Of course, one supposes that a truly free market permits those who administer its blessings to channel cash and lobbying clout in support of the foreign invasion of one’s choice-talk about your global competition! But at the very least, Abdelnour’s dalliance with the merchants of regime change points up that even Randian individualists feel compelled to avail themselves of the hated instruments of state power now and then (to say nothing of the government contracts associated with the war on terror’s security portfolio). And that being the case, why is a less punitively unequal social order-or even a system of stouter labor representation, or wage and income supports-such an unthinkable violation of the social contract, by comparison? Oh, wait-that’s right, because we are dealing with cosmic first things here.:
Volatile and shifting ideas, and the human beings behind them — not heavy and entrenched establishments — are the source of our nation’s wealth. There is no bureaucratic net or tax web that can catch the fleeting thoughts of the greatest entrepreneurs of our past. Or future.

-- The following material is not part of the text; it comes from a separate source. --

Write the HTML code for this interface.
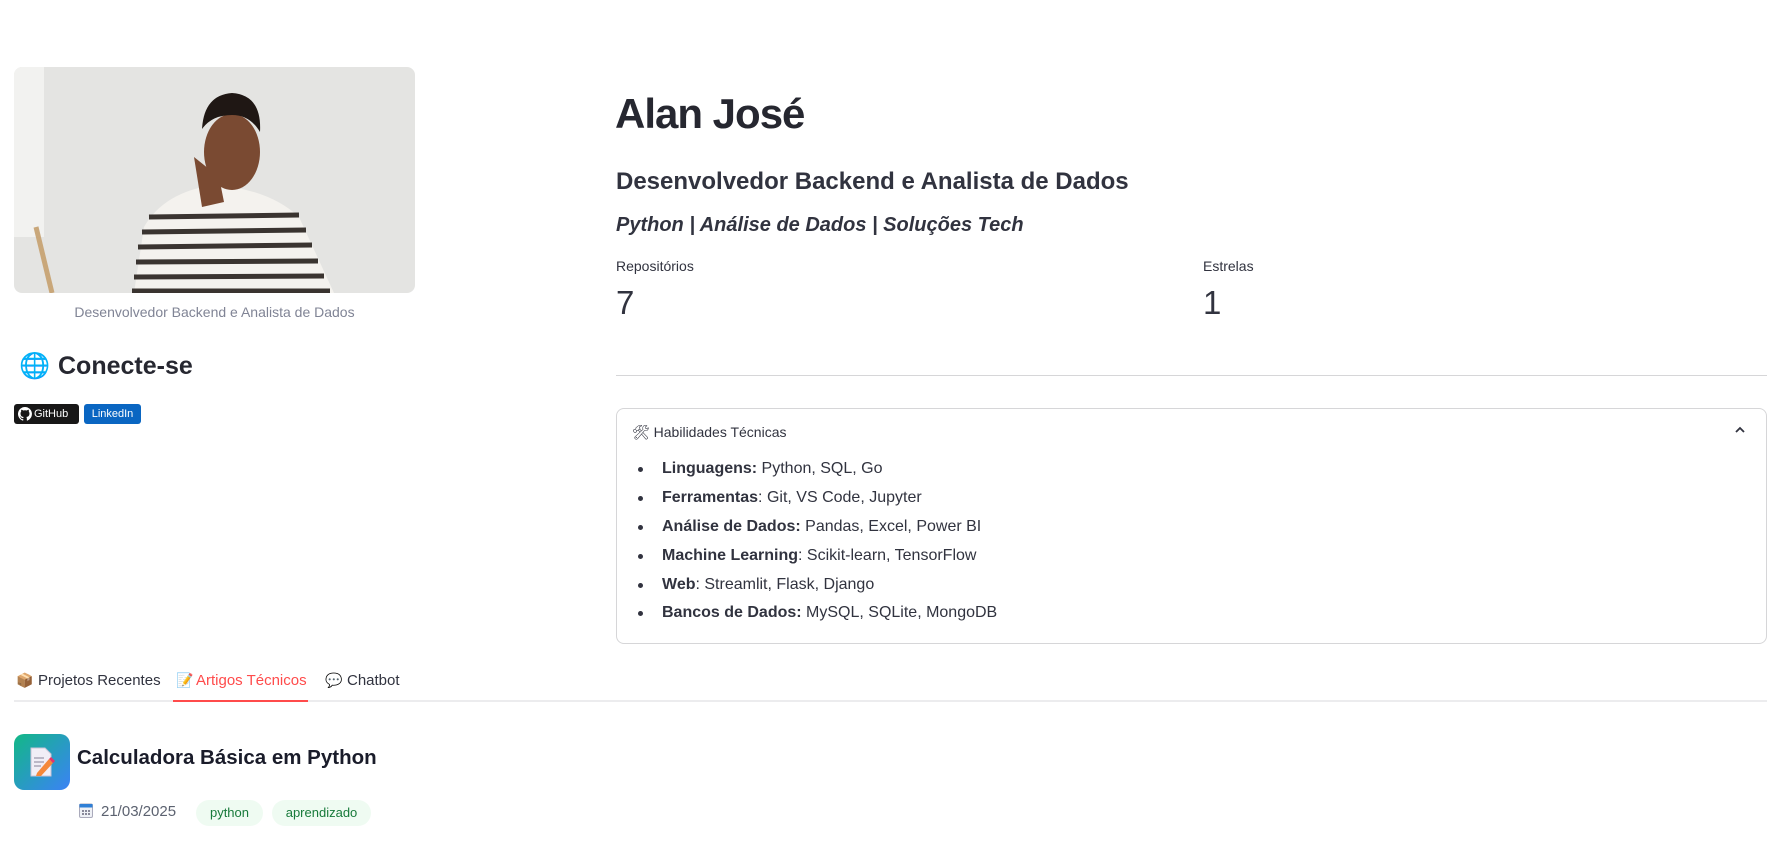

In this mindscape of capitalism, all riches finally fall into the gap between thoughts and things. Governed by mind but caught in matter, an asset must have an income stream that is expected to continue if the asset is to retain its value.
Stand aside and marvel, oh puny acolytes of the social welfare state! We have seen the future, and it is the unmolested income stream of private equity concerns, in all past and future mindscapes here stipulated. Perhaps this will serve as the charter document of Abdelnour’s next lobbying start-up, the U.S. Committee for a Free Ride.
Chris Lehmann really does encourage you to read the Blackhawk “position paper.” It’s crazy!